KTH Royal Institute of Technology, Stockholm
Application deadline • March 11, 2021 11:59 PM CET
The successful candidate will pursue a PhD project centered around the theoretical foundations of machine learning under the supervision of Joakim Andén and Kathlén Kohn. The position is a time-limited, full-time, five year position starting at an agreed upon date. The position is fully funded for four years and will be extended to five years by assigning teaching duties. The student will be enrolled in the Doctoral program in Applied and Computational Mathematics. Moreover, the successful candidate will be part of vibrant and diverse research groups in algebraic geometry and mathematical statistics as well as the newly established unit Mathematics of Data and AI. Students interested in fields related to the following are encouraged to apply: algebraic / complex / differential / discrete geometry, artificial intelligence, statistics.
Many machine learning models rely on optimization procedures that fit various parameters to a given training dataset. While the convergence behavior of classical methods (such as shrinkage models, decision trees, and support vector machines) is relatively well understood, less is known for deeper models, such as neural networks. A similar problem occurs for models based on low-rank matrix factorization. Both methods involve non-convex optimization and convergence to global minima is not guaranteed. Nonetheless, neural networks and low-rank matrix factorization achieve impressive results in a wide variety of tasks. Understanding the convergence behavior of these and characterizing the resulting models is therefore of great importance. Recent work has started illuminating these questions for specific classes of neural networks and matrix factorization methods. Other work has focused on characterizing the properties of the networks once converged. The successful candidate will work on extending these results by combining ideas from algebraic geometry and statistical signal processing, while anchoring the theoretical analysis in concrete problems in computer vision and cryogenic electron microscopy (cryo-EM). One of the following projects, each illuminating different aspects of the above problem, possibly in combination with one or two side projects, will form the core research subject of a doctoral thesis.
These transforms were introduced as convolutional networks with fixed weights that guarantee certain invariance and stability properties with respect to translation and deformation. By explicitly encoding these symmetries, networks consisting of scattering transforms followed by a linear layer have achieved significant success in various classification and regression tasks. Since only a single linear layer is optimized, the problem becomes convex and a global optimum is easily found. In addition, the fixed structure of the scattering transform and the relative simplicity of the linear layer simplifies analysis and increases interpretability of the model. Understanding these networks therefore amounts to characterizing the space of linear combinations of scattering transform coefficients. Determining the properties of this space would specify the limitations of these networks and suggest extensions that would increase their expressivity.

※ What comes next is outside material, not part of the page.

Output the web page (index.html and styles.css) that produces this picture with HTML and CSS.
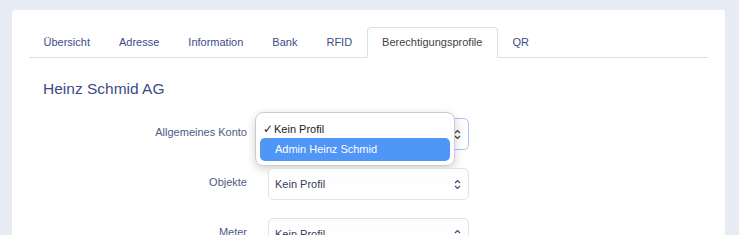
FILE: index.html
```html
<!DOCTYPE html>
<html lang="de">
<head>
    <meta charset="UTF-8">
    <title>Heinz Schmid AG - Berechtigungsprofile</title>
    <link rel="stylesheet" href="styles.css">
</head>
<body>
    <div class="card">
        <ul class="tabs">
            <li class="tab">Übersicht</li>
            <li class="tab">Adresse</li>
            <li class="tab">Information</li>
            <li class="tab">Bank</li>
            <li class="tab">RFID</li>
            <li class="tab active">Berechtigungsprofile</li>
            <li class="tab">QR</li>
        </ul>

        <div class="tab-content">
            <h2>Heinz Schmid AG</h2>

            <div class="form-row">
                <label>Allgemeines Konto</label>
                <div class="select-wrap">
                    <div class="select focused">
                        <span>Kein Profil</span>
                        <svg class="chevron" width="7" height="11" viewBox="0 0 7 11"><path d="M1 4 L3.5 1.5 L6 4 M1 7 L3.5 9.5 L6 7" fill="none" stroke="#3a3f4a" stroke-width="1.2"/></svg>
                    </div>
                    <div class="dropdown">
                        <div class="option first"><span class="check">✓</span>Kein Profil</div>
                        <div class="option selected">Admin Heinz Schmid</div>
                    </div>
                </div>
            </div>

            <div class="form-row">
                <label>Objekte</label>
                <div class="select-wrap">
                    <div class="select">
                        <span>Kein Profil</span>
                        <svg class="chevron" width="7" height="11" viewBox="0 0 7 11"><path d="M1 4 L3.5 1.5 L6 4 M1 7 L3.5 9.5 L6 7" fill="none" stroke="#3d4a78" stroke-width="1.2"/></svg>
                    </div>
                </div>
            </div>

            <div class="form-row">
                <label>Meter</label>
                <div class="select-wrap">
                    <div class="select">
                        <span>Kein Profil</span>
                        <svg class="chevron" width="7" height="11" viewBox="0 0 7 11"><path d="M1 4 L3.5 1.5 L6 4 M1 7 L3.5 9.5 L6 7" fill="none" stroke="#3d4a78" stroke-width="1.2"/></svg>
                    </div>
                </div>
            </div>
        </div>
    </div>
</body>
</html>
```

FILE: styles.css
```css
* {
    margin: 0;
    padding: 0;
    box-sizing: border-box;
    font-family: 'Liberation Sans', Arial, sans-serif;
}

body {
    background-color: #e7ecf4;
    padding: 10px 14px 0 12px;
    height: 235px;
    overflow: hidden;
}

.card {
    width: 713px;
    background: white;
    border-radius: 3px;
    padding: 17px 17px 40px;
    min-height: 260px;
}

.tabs {
    list-style: none;
    display: flex;
    border-bottom: 1px solid #dcdfe5;
    height: 31px;
}

.tab {
    padding: 0 14.5px;
    height: 30px;
    line-height: 30px;
    font-size: 11px;
    color: #3d4c88;
}

.tab.active {
    color: #444;
    background: white;
    border: 1px solid #dcdfe5;
    border-bottom-color: white;
    border-radius: 4px 4px 0 0;
    height: 31px;
    line-height: 29px;
}

.tab-content {
    padding: 21px 14px 0;
}

h2 {
    font-size: 15.5px;
    font-weight: normal;
    color: #3d4b86;
    line-height: 19px;
    margin-bottom: 20px;
}

.form-row {
    display: flex;
    gap: 21px;
    margin-bottom: 18px;
}

.form-row label {
    width: 204px;
    text-align: right;
    font-size: 11px;
    line-height: 16px;
    padding-top: 6px;
    color: #4f5a84;
}

.select-wrap {
    position: relative;
}

.select {
    width: 201px;
    height: 32px;
    border: 1px solid #e0e3ec;
    border-radius: 5px;
    display: flex;
    align-items: center;
    justify-content: space-between;
    padding: 0 7px 0 6px;
    font-size: 11px;
    color: #34405a;
    background: linear-gradient(#fdfdfe, #fff);
}

.select.focused {
    border-color: #aebff3;
}

.dropdown {
    position: absolute;
    left: -13px;
    top: -6px;
    width: 200px;
    height: 54px;
    background: rgba(255, 255, 255, 0.98);
    border: 1px solid #c9cbd0;
    border-radius: 8px;
    box-shadow: 0 3px 10px rgba(0, 0, 0, 0.18);
    padding: 7px 4px 0;
}

.option {
    height: 23px;
    line-height: 23px;
    font-size: 11px;
    color: #222;
    padding-left: 15px;
    position: relative;
    border-radius: 5px;
}

.option.first {
    height: 18px;
    line-height: 18px;
    padding-left: 14px;
}

.option .check {
    position: absolute;
    left: 3px;
    font-size: 12px;
    font-family: 'DejaVu Sans', sans-serif;
}

.option.selected {
    background: #5096f7;
    color: white;
}
```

An important aspect of autoencoders is their ability to memorize the training data, which has been recently explored from a dynamical systems perspective. Empirical results suggest that training examples form attractors of these autoencoders, but the theoretical reasons behind that mechanism are still not clear. Algebraic techniques can be applied in the setting of ReLU autoencoders with Euclidean loss, as the underlying geometric problem is to find a closest point on a semi-algebraic set. An open conjecture is that all training examples are attractors in a (global) minimum of the Euclidean loss of a sufficiently deep ReLU autoencoder. This project would investigate that conjecture as well as further conditions under which attractors are formed.
As linear networks are the easiest type of neural networks, many of their properties are well understood, including the structure of their critical points when using the Euclidean loss function. However, it remains an open problem to show that generic initializations of the network converge under gradient flow to a global minimum. Another project is therefore to investigate this conjecture and possibly expand it to other types of networks or loss functions.
A similar behavior is observed in low-rank matrix models. Recent work has shown that global convergence is possible under certain settings of linear matrix measurement using Gaussian matrices. However, this convergence behavior is observed for much wider classes of measurement operators. In particular, replacing the Gaussian sensing matrices with certain integral operators representing tomographic projection, global convergence is observed in a wide range of configurations. This particular setup has applications to the heterogeneity problem in cryo-EM, where a low-rank factorization model can be used to characterize the structural variability of three-dimensional density maps representing the imaged molecule. This project would investigate this behavior and extend previous convergence results to wider settings of measurement operators.